Thursday, September 5, 2019

Viola Desmond: Her Life and Times



Viola Desmond: Her Life and Times by Graham Reynolds and Wanda Robson chronicles and life and legacy of the woman who is now featured on the Canadian ten dollar bill. In 1946 Desmond was removed from the Roseland Theatre in New Glasgow, Nova Scotia, for refusing to move from the whites-only seating section. Blacks at that time were relegated to the balcony. Desmond however believed she had paid for a seat on the lower level. She returned to the box office to clarify what kind of ticket she had purchased, at which point it became clear to her that she was not welcome on the lower level. The theatre would not sell her such a ticket, even if she was willing to pay for it. Desmond realized that this was racial discrimination in action and returned to her seat at the lower level. The police were called and when an officer arrived he and the theatre manager each grabbed one of Desmond's arms, lifted her up and dragged her out of the theatre. Desmond spent that night in jail.
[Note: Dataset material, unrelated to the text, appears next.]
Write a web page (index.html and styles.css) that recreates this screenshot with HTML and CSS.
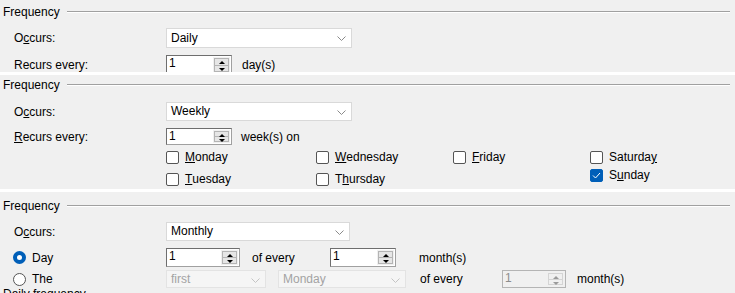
FILE: index.html
```html
<!DOCTYPE html>
<html>
    <head>
        <meta http-equiv="Content-Type" content="text/html;charset=UTF-8">
        <title>Frequency</title>
        <link rel="stylesheet" href="styles.css">
    </head>
    <body>

        <!-- daily -->
        <section class="panel p1">
            <div class="legend"><span>Frequency</span><i class="rule"></i></div>
            <div class="row combo-row">
                <span class="lbl">O<u>c</u>curs:</span>
                <div class="combo w186">Daily<svg class="chev" width="9" height="5" viewBox="0 0 9 5"><polyline points="0.5,0.5 4.5,4.5 8.5,0.5"/></svg></div>
            </div>
            <div class="row spin-row">
                <span class="lbl">Recurs every:</span>
                <div class="spin w66"><span class="val">1</span><span class="btns"><b class="up"></b><b class="dn"></b></span></div>
                <span class="unit">day(s)</span>
            </div>
        </section>

        <!-- weekly -->
        <section class="panel p2">
            <div class="legend"><span>Frequency</span><i class="rule"></i></div>
            <div class="row combo-row">
                <span class="lbl">O<u>c</u>curs:</span>
                <div class="combo w186">Weekly<svg class="chev" width="9" height="5" viewBox="0 0 9 5"><polyline points="0.5,0.5 4.5,4.5 8.5,0.5"/></svg></div>
            </div>
            <div class="row spin-row small">
                <span class="lbl"><u>R</u>ecurs every:</span>
                <div class="spin w66"><span class="val">1</span><span class="btns"><b class="up"></b><b class="dn"></b></span></div>
                <span class="unit u9">week(s) on</span>
            </div>
            <div class="days">
                <div class="col c1">
                    <label class="chk"><i class="box"></i><u>M</u>onday</label>
                    <label class="chk"><i class="box"></i><u>T</u>uesday</label>
                </div>
                <div class="col c2">
                    <label class="chk"><i class="box"></i><u>W</u>ednesday</label>
                    <label class="chk"><i class="box"></i>T<u>h</u>ursday</label>
                </div>
                <div class="col c3">
                    <label class="chk"><i class="box"></i><u>F</u>riday</label>
                </div>
                <div class="col c4">
                    <label class="chk"><i class="box"></i>Saturda<u>y</u></label>
                    <label class="chk"><i class="box on"><svg width="9" height="7" viewBox="0 0 9 7"><polyline points="1,3.5 3.5,6 8,1"/></svg></i>S<u>u</u>nday</label>
                </div>
            </div>
        </section>

        <!-- monthly -->
        <section class="panel p3">
            <div class="legend"><span>Frequency</span><i class="rule"></i></div>
            <div class="row combo-row">
                <span class="lbl">O<u>c</u>curs:</span>
                <div class="combo w184">Monthly<svg class="chev" width="9" height="5" viewBox="0 0 9 5"><polyline points="0.5,0.5 4.5,4.5 8.5,0.5"/></svg></div>
            </div>
            <div class="row spin-row tall">
                <span class="lbl radio-lbl"><i class="radio on"></i>Day</span>
                <div class="spin w74"><span class="val">1</span><span class="btns"><b class="up"></b><b class="dn"></b></span></div>
                <span class="unit gap12 w78">of every</span>
                <div class="spin w66"><span class="val">1</span><span class="btns"><b class="up"></b><b class="dn"></b></span></div>
                <span class="unit gap23">month(s)</span>
            </div>
            <div class="row the-row">
                <span class="lbl radio-lbl"><i class="radio"></i>The</span>
                <div class="combo off w100">first<svg class="chev" width="9" height="5" viewBox="0 0 9 5"><polyline points="0.5,0.5 4.5,4.5 8.5,0.5"/></svg></div>
                <div class="combo off w128 gap12">Monday<svg class="chev" width="9" height="5" viewBox="0 0 9 5"><polyline points="0.5,0.5 4.5,4.5 8.5,0.5"/></svg></div>
                <span class="unit gap14 w82">of every</span>
                <div class="spin off w64"><span class="val">1</span><span class="btns"><b class="up"></b><b class="dn"></b></span></div>
                <span class="unit gap11">month(s)</span>
            </div>
            <div class="next">Daily frequency</div>
        </section>

    </body>
</html>
```

FILE: styles.css
```css
body {
    margin: 0;
    background: #fff;
    font-family: "Liberation Sans", Arial, sans-serif;
    font-size: 12px;
    color: #000;
    overflow: hidden;
}
.panel {
    background: #f0f0f0;
    overflow: hidden;
}
.p1 {height: 72px; padding-top: 4px; box-sizing: border-box; margin-bottom: 3px;}
.p2 {height: 114px; padding-top: 2px; box-sizing: border-box; margin-bottom: 3px;}
.p3 {height: 101px; padding-top: 6px; box-sizing: border-box;}

/* group caption with etched line */
.legend {
    display: flex;
    align-items: center;
    height: 16px;
    padding-left: 3px;
    margin-right: 5px;
}
.legend .rule {
    flex: 1;
    margin-left: 7px;
    border-top: 1px solid #a0a0a0;
    border-bottom: 1px solid #fff;
    height: 0;
}

.row {
    display: flex;
    align-items: center;
    padding-left: 14px;
}
.lbl {width: 152px; flex: none;}
.combo-row {margin-top: 8px;}
.spin-row {margin-top: 7px;}
.p2 .combo-row {margin-top: 9px;}
.the-row {margin-top: 3px;}

u {text-decoration: underline; text-underline-offset: 1px;}

/* combo box */
.combo {
    position: relative;
    height: 19px;
    box-sizing: border-box;
    background: #fff;
    border: 1px solid #d9d9d9;
    padding-left: 4px;
    line-height: 17px;
}
.p1 .combo {height: 20px; line-height: 18px;}
.combo .chev {
    position: absolute;
    right: 5px;
    top: 7px;
    fill: none;
    stroke: #8a8a8a;
    stroke-width: 1;
}
.combo.off {
    background: #f5f5f5;
    border-color: #e3e3e3;
    color: #a3a3a3;
    height: 18px;
    line-height: 16px;
}
.combo.off .chev {stroke: #c4c4c4;}

/* spinner */
.spin {
    display: flex;
    height: 20px;
    box-sizing: border-box;
    background: #fff;
    border: 1px solid #a0a0a0;
    border-left-color: #6e6e6e;
    border-top-color: #6e6e6e;
}
.small .spin {height: 17px;}
.tall .spin {height: 19px;}
.spin .val {
    flex: 1;
    padding-left: 2px;
    line-height: 15px;
}
.spin .btns {
    width: 15px;
    display: flex;
    flex-direction: column;
    background: #f0f0f0;
    border: 1px solid #f0f0f0;
    margin: 1px 1px 1px 0;
}
.spin .btns b {
    flex: 1;
    position: relative;
    background: #e6e6e6;
    border: 1px solid #b4b4b4;
}
.spin .btns b + b {border-top: 0;}
.spin .btns b::after {
    content: "";
    position: absolute;
    left: 4px;
    border-left: 3px solid transparent;
    border-right: 3px solid transparent;
}
.spin .btns .up::after {top: 2px; border-bottom: 3px solid #000;}
.spin .btns .dn::after {top: 2px; border-top: 3px solid #000;}
.spin.off {
    background: #f0f0f0;
    border-color: #b4b4b4;
    color: #8d8d8d;
    height: 18px;
}
.spin.off .btns b {background: #f0f0f0; border-color: #d4d4d4;}
.spin.off .btns b::after {border-bottom-color: #9a9a9a; border-top-color: #9a9a9a;}

.w186 {width: 186px;}
.w184 {width: 184px;}
.w100 {width: 100px;}
.w128 {width: 128px;}
.w66 {width: 66px;}
.w64 {width: 64px;}
.w74 {width: 74px;}
.unit {margin-left: 10px; flex: none;}
.u9 {margin-left: 9px;}
.gap11 {margin-left: 11px;}
.gap12 {margin-left: 12px;}
.gap14 {margin-left: 14px;}
.gap23 {margin-left: 23px;}
.w78 {width: 78px;}
.w82 {width: 82px;}

/* weekday checkboxes */
.days {
    display: flex;
    padding-left: 166px;
    margin-top: 4px;
}
.col {display: flex; flex-direction: column; gap: 6px;}
.c1 {width: 150px;}
.c2 {width: 137px;}
.c3 {width: 137px;}
.c4 {gap: 2px;}
.chk {
    display: flex;
    align-items: center;
    height: 16px;
}
.box {
    width: 11px;
    height: 11px;
    border: 1px solid #555;
    border-radius: 2px;
    background: #fff;
    margin-right: 6px;
    display: flex;
    align-items: center;
    justify-content: center;
}
.box.on {background: #005fb8; border-color: #005fb8;}
.box svg {fill: none; stroke: #fff; stroke-width: 1;}

/* radios */
.radio-lbl {
    display: flex;
    align-items: center;
    margin-left: -1px;
    width: 153px;
}
.radio {
    width: 11px;
    height: 11px;
    border: 1px solid #555;
    border-radius: 50%;
    background: #fff;
    margin-right: 6px;
    box-sizing: content-box;
}
.radio.on {
    width: 5px;
    height: 5px;
    border: 4px solid #005fb8;
    background: #fff;
}

.next {
    padding-left: 3px;
    margin-top: -1px;
}
```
At her trial, for which Desmond was never offered counsel [1] she was not charged with sitting in the whites-only section or even with resisting arrest. At this time in Canadian history, racism may well have existed but it was kept off the books. Establishments like the Roseland Theatre could set their own rules if they wanted to be integrated or segregated. Thus with no violation of a provincial segregation law to charge her with, Desmond was instead charged with the incredulous crime of failing to pay the one-cent entertainment tax on the whites-only ticket she had bought.
 
Desmond eventually lost her appeal to the Nova Scotia Supreme Court. Desmond did not transform herself into an activist after this incident. Far from wanting to be the centre of attention, even when faced with such injustice personally, Desmond let the matter slip quietly into history as she resumed her successful career. At the time of the Roseland Theatre incident Desmond was already a familiar name as a beauty expert with a specialty in black aesthetics. She had her own salon and beauty school and was an entrepreneur with her own line of skin and hair care products. In the mid-forties if you were a professional black woman, you were probably working as a domestic. Desmond was a pioneer in transforming herself into a pillar of her community, where women flocked to her salon and later to her beauty classes. Desmond had empirical aspirations: she wanted women to take the Desmond techniques with them and spread her legacy. One cannot know the intimate thoughts in Desmond's mind but perhaps it is this legacy she wanted to foster--one that she was already in the process of building--as opposed to taking on the reluctant mantle of activist. 

This short biography was cowritten with Desmond's younger sister, Wanda Robson, who provided family anecdotes through countless interviews with Graham Reynolds. It was most sad to read about Desmond's life and suddenly be met with the tragic line "...she died suddenly in her Harlem apartment in 1965 of an intestinal bleed." Fifty-four years after her death, and 73 years after the humiliating way she was treated in the movie theatre, the name Viola Desmond is now known from coast to coast. She has been honoured for her bravery in standing up against racism.
 
[1] Throughout this book the authors mistakenly use the homophone, council, for this context.